■ **Stated exercise**
Give the data below again exactly as written, without its pictures.

_ _ _

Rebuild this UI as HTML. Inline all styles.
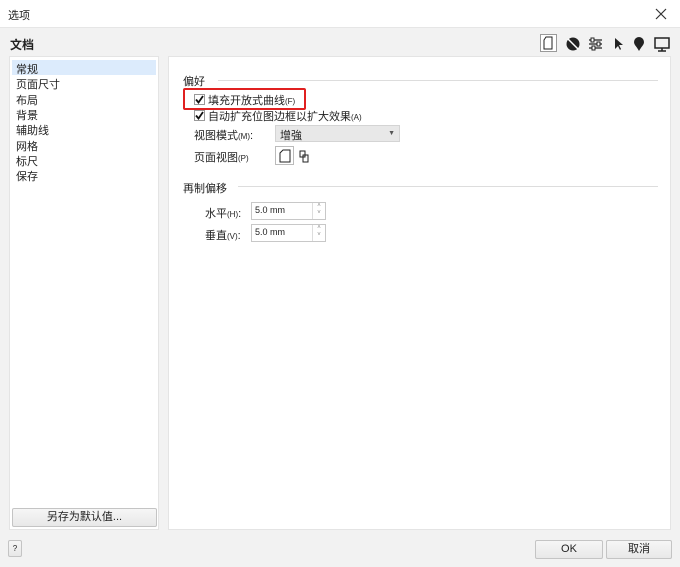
<!DOCTYPE html>
<html><head><meta charset="utf-8"><style>
*{margin:0;padding:0;box-sizing:border-box}
body{width:680px;height:567px;background:#f2f2f2;font-family:"Liberation Sans","Noto Sans CJK SC",sans-serif;font-size:11px;color:#222;position:relative;overflow:hidden}
.a{position:absolute}
.title{left:0;top:0;width:680px;height:28px;background:#fff;border-bottom:1px solid #e6e6e6}
.btn{background:linear-gradient(#f6f6f6,#e8e8e8);border:1px solid #c4c4c4;border-radius:2px;text-align:center}
.inp{background:#fff;border:1px solid #c8c8c8}
.li{left:16px;font-size:11px}
.sm{font-size:8px}
.cb{width:11px;height:11px;border:1px solid #999;background:#fff}
</style></head><body>
<div class="a title"></div>
<div class="a" style="left:8px;top:7px;font-size:11px">选项</div>
<svg class="a" style="left:655px;top:8px" width="12" height="12"><path d="M1 1l10 10M11 1L1 11" stroke="#333" stroke-width="1.2"/></svg>
<div class="a" style="left:10px;top:36px;font-size:12px;font-weight:bold">文档</div>
<svg class="a" style="left:540px;top:34px" width="132" height="20" viewBox="0 0 132 20">
<rect x="0.5" y="0.5" width="16" height="17" fill="#fff" stroke="#999"/>
<path d="M6 3h6v12H4V6z" fill="none" stroke="#222"/>
<circle cx="33" cy="10" r="6.5" fill="#222"/><path d="M28 5l10 10" stroke="#fff" stroke-width="1.5"/>
<path d="M49 6h13M49 10h13M49 14h13" stroke="#222" stroke-width="1.3"/><rect x="51" y="4" width="3" height="4" fill="#fff" stroke="#222"/><rect x="57" y="8" width="3" height="4" fill="#fff" stroke="#222"/><rect x="52" y="12" width="3" height="4" fill="#fff" stroke="#222"/>
<path d="M75 4v11l3-3 2 4 1-1-2-4h4z" fill="#222"/>
<path d="M99 3a5 5 0 0 1 5 5c0 3-3 5-5 9c-2-4-5-6-5-9a5 5 0 0 1 5-5z" fill="#222"/>
<rect x="115" y="4" width="14" height="10" fill="none" stroke="#222" stroke-width="1.5"/><path d="M122 14v3M118 17h8" stroke="#222" stroke-width="1.5"/>
</svg>
<div class="a" style="left:9px;top:56px;width:150px;height:474px;background:#fff;border:1px solid #e4e4e4"></div>
<div class="a" style="left:12px;top:60px;width:144px;height:15px;background:#dcebfc"></div>
<div class="a li" style="top:61px">常规</div>
<div class="a li" style="top:76px">页面尺寸</div>
<div class="a li" style="top:92px">布局</div>
<div class="a li" style="top:107px">背景</div>
<div class="a li" style="top:122px">辅助线</div>
<div class="a li" style="top:138px">网格</div>
<div class="a li" style="top:153px">标尺</div>
<div class="a li" style="top:168px">保存</div>
<div class="a btn" style="left:12px;top:508px;width:145px;height:19px;line-height:17px">另存为默认值...</div>
<div class="a" style="left:168px;top:56px;width:503px;height:474px;background:#fff;border:1px solid #e4e4e4"></div>
<div class="a" style="left:183px;top:73px">偏好</div>
<div class="a" style="left:218px;top:80px;width:440px;height:1px;background:#ddd"></div>
<div class="a" style="left:183px;top:88px;width:123px;height:22px;border:2px solid #e02020;border-radius:2px"></div>
<div class="a cb" style="left:194px;top:94px"></div>
<svg class="a" style="left:194px;top:94px" width="11" height="11"><path d="M2 5.5l2.5 3L9 2" fill="none" stroke="#111" stroke-width="1.8"/></svg>
<div class="a" style="left:208px;top:92px">填充开放式曲线<span class="sm">(F)</span></div>
<div class="a cb" style="left:194px;top:110px"></div>
<svg class="a" style="left:194px;top:110px" width="11" height="11"><path d="M2 5.5l2.5 3L9 2" fill="none" stroke="#111" stroke-width="1.8"/></svg>
<div class="a" style="left:208px;top:108px">自动扩充位图边框以扩大效果<span class="sm">(A)</span></div>
<div class="a" style="left:194px;top:127px">视图模式<span class="sm">(M)</span>:</div>
<div class="a" style="left:275px;top:125px;width:125px;height:17px;background:#e8e8e8;border:1px solid #d4d4d4;padding:1px 4px">增強<span style="position:absolute;right:4px;top:4px;font-size:7px;color:#555">▼</span></div>
<div class="a" style="left:194px;top:149px">页面视图<span class="sm">(P)</span></div>
<div class="a" style="left:275px;top:146px;width:19px;height:19px;border:1px solid #bbb"></div>
<svg class="a" style="left:277px;top:148px" width="36" height="16"><path d="M6 2h7v12H3V5z" fill="none" stroke="#222"/><path d="M23 3h5v6h-5zM26 7h5v7h-5z" fill="#fff" stroke="#222"/></svg>
<div class="a" style="left:183px;top:180px">再制偏移</div>
<div class="a" style="left:238px;top:186px;width:420px;height:1px;background:#ddd"></div>
<div class="a" style="left:205px;top:205px">水平<span class="sm">(H)</span>:</div>
<div class="a inp" style="left:251px;top:202px;width:75px;height:18px;padding:2px 3px;font-size:9px">5.0 mm</div>
<div class="a" style="left:312px;top:203px;width:13px;height:16px;border-left:1px solid #ddd;font-size:6px;color:#888;text-align:center;line-height:7px">˄<br>˅</div>
<div class="a" style="left:205px;top:227px">垂直<span class="sm">(V)</span>:</div>
<div class="a inp" style="left:251px;top:224px;width:75px;height:18px;padding:2px 3px;font-size:9px">5.0 mm</div>
<div class="a" style="left:312px;top:225px;width:13px;height:16px;border-left:1px solid #ddd;font-size:6px;color:#888;text-align:center;line-height:7px">˄<br>˅</div>
<div class="a btn" style="left:8px;top:540px;width:14px;height:17px;font-size:8px;line-height:15px">?</div>
<div class="a btn" style="left:535px;top:540px;width:68px;height:19px;line-height:17px">OK</div>
<div class="a btn" style="left:606px;top:540px;width:66px;height:19px;line-height:17px">取消</div>
</body></html>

_ _ _

■ **Worked answer**
Rebuild this UI as HTML. Inline all styles.
<!DOCTYPE html>
<html><head><meta charset="utf-8"><style>
*{margin:0;padding:0;box-sizing:border-box}
body{width:680px;height:567px;background:#f2f2f2;font-family:"Liberation Sans","Noto Sans CJK SC",sans-serif;font-size:11px;color:#222;position:relative;overflow:hidden}
.a{position:absolute}
.title{left:0;top:0;width:680px;height:28px;background:#fff;border-bottom:1px solid #e6e6e6}
.btn{background:linear-gradient(#f6f6f6,#e8e8e8);border:1px solid #c4c4c4;border-radius:2px;text-align:center}
.inp{background:#fff;border:1px solid #c8c8c8}
.li{left:16px;font-size:11px}
.sm{font-size:8px}
.cb{width:11px;height:11px;border:1px solid #999;background:#fff}
</style></head><body>
<div class="a title"></div>
<div class="a" style="left:8px;top:7px;font-size:11px">选项</div>
<svg class="a" style="left:655px;top:8px" width="12" height="12"><path d="M1 1l10 10M11 1L1 11" stroke="#333" stroke-width="1.2"/></svg>
<div class="a" style="left:10px;top:36px;font-size:12px;font-weight:bold">文档</div>
<svg class="a" style="left:540px;top:34px" width="132" height="20" viewBox="0 0 132 20">
<rect x="0.5" y="0.5" width="16" height="17" fill="#fff" stroke="#999"/>
<path d="M6 3h6v12H4V6z" fill="none" stroke="#222"/>
<circle cx="33" cy="10" r="6.5" fill="#222"/><path d="M28 5l10 10" stroke="#fff" stroke-width="1.5"/>
<path d="M49 6h13M49 10h13M49 14h13" stroke="#222" stroke-width="1.3"/><rect x="51" y="4" width="3" height="4" fill="#fff" stroke="#222"/><rect x="57" y="8" width="3" height="4" fill="#fff" stroke="#222"/><rect x="52" y="12" width="3" height="4" fill="#fff" stroke="#222"/>
<path d="M75 4v11l3-3 2 4 1-1-2-4h4z" fill="#222"/>
<path d="M99 3a5 5 0 0 1 5 5c0 3-3 5-5 9c-2-4-5-6-5-9a5 5 0 0 1 5-5z" fill="#222"/>
<rect x="115" y="4" width="14" height="10" fill="none" stroke="#222" stroke-width="1.5"/><path d="M122 14v3M118 17h8" stroke="#222" stroke-width="1.5"/>
</svg>
<div class="a" style="left:9px;top:56px;width:150px;height:474px;background:#fff;border:1px solid #e4e4e4"></div>
<div class="a" style="left:12px;top:60px;width:144px;height:15px;background:#dcebfc"></div>
<div class="a li" style="top:61px">常规</div>
<div class="a li" style="top:76px">页面尺寸</div>
<div class="a li" style="top:92px">布局</div>
<div class="a li" style="top:107px">背景</div>
<div class="a li" style="top:122px">辅助线</div>
<div class="a li" style="top:138px">网格</div>
<div class="a li" style="top:153px">标尺</div>
<div class="a li" style="top:168px">保存</div>
<div class="a btn" style="left:12px;top:508px;width:145px;height:19px;line-height:17px">另存为默认值...</div>
<div class="a" style="left:168px;top:56px;width:503px;height:474px;background:#fff;border:1px solid #e4e4e4"></div>
<div class="a" style="left:183px;top:73px">偏好</div>
<div class="a" style="left:218px;top:80px;width:440px;height:1px;background:#ddd"></div>
<div class="a" style="left:183px;top:88px;width:123px;height:22px;border:2px solid #e02020;border-radius:2px"></div>
<div class="a cb" style="left:194px;top:94px"></div>
<svg class="a" style="left:194px;top:94px" width="11" height="11"><path d="M2 5.5l2.5 3L9 2" fill="none" stroke="#111" stroke-width="1.8"/></svg>
<div class="a" style="left:208px;top:92px">填充开放式曲线<span class="sm">(F)</span></div>
<div class="a cb" style="left:194px;top:110px"></div>
<svg class="a" style="left:194px;top:110px" width="11" height="11"><path d="M2 5.5l2.5 3L9 2" fill="none" stroke="#111" stroke-width="1.8"/></svg>
<div class="a" style="left:208px;top:108px">自动扩充位图边框以扩大效果<span class="sm">(A)</span></div>
<div class="a" style="left:194px;top:127px">视图模式<span class="sm">(M)</span>:</div>
<div class="a" style="left:275px;top:125px;width:125px;height:17px;background:#e8e8e8;border:1px solid #d4d4d4;padding:1px 4px">增強<span style="position:absolute;right:4px;top:4px;font-size:7px;color:#555">▼</span></div>
<div class="a" style="left:194px;top:149px">页面视图<span class="sm">(P)</span></div>
<div class="a" style="left:275px;top:146px;width:19px;height:19px;border:1px solid #bbb"></div>
<svg class="a" style="left:277px;top:148px" width="36" height="16"><path d="M6 2h7v12H3V5z" fill="none" stroke="#222"/><path d="M23 3h5v6h-5zM26 7h5v7h-5z" fill="#fff" stroke="#222"/></svg>
<div class="a" style="left:183px;top:180px">再制偏移</div>
<div class="a" style="left:238px;top:186px;width:420px;height:1px;background:#ddd"></div>
<div class="a" style="left:205px;top:205px">水平<span class="sm">(H)</span>:</div>
<div class="a inp" style="left:251px;top:202px;width:75px;height:18px;padding:2px 3px;font-size:9px">5.0 mm</div>
<div class="a" style="left:312px;top:203px;width:13px;height:16px;border-left:1px solid #ddd;font-size:6px;color:#888;text-align:center;line-height:7px">˄<br>˅</div>
<div class="a" style="left:205px;top:227px">垂直<span class="sm">(V)</span>:</div>
<div class="a inp" style="left:251px;top:224px;width:75px;height:18px;padding:2px 3px;font-size:9px">5.0 mm</div>
<div class="a" style="left:312px;top:225px;width:13px;height:16px;border-left:1px solid #ddd;font-size:6px;color:#888;text-align:center;line-height:7px">˄<br>˅</div>
<div class="a btn" style="left:8px;top:540px;width:14px;height:17px;font-size:8px;line-height:15px">?</div>
<div class="a btn" style="left:535px;top:540px;width:68px;height:19px;line-height:17px">OK</div>
<div class="a btn" style="left:606px;top:540px;width:66px;height:19px;line-height:17px">取消</div>
</body></html>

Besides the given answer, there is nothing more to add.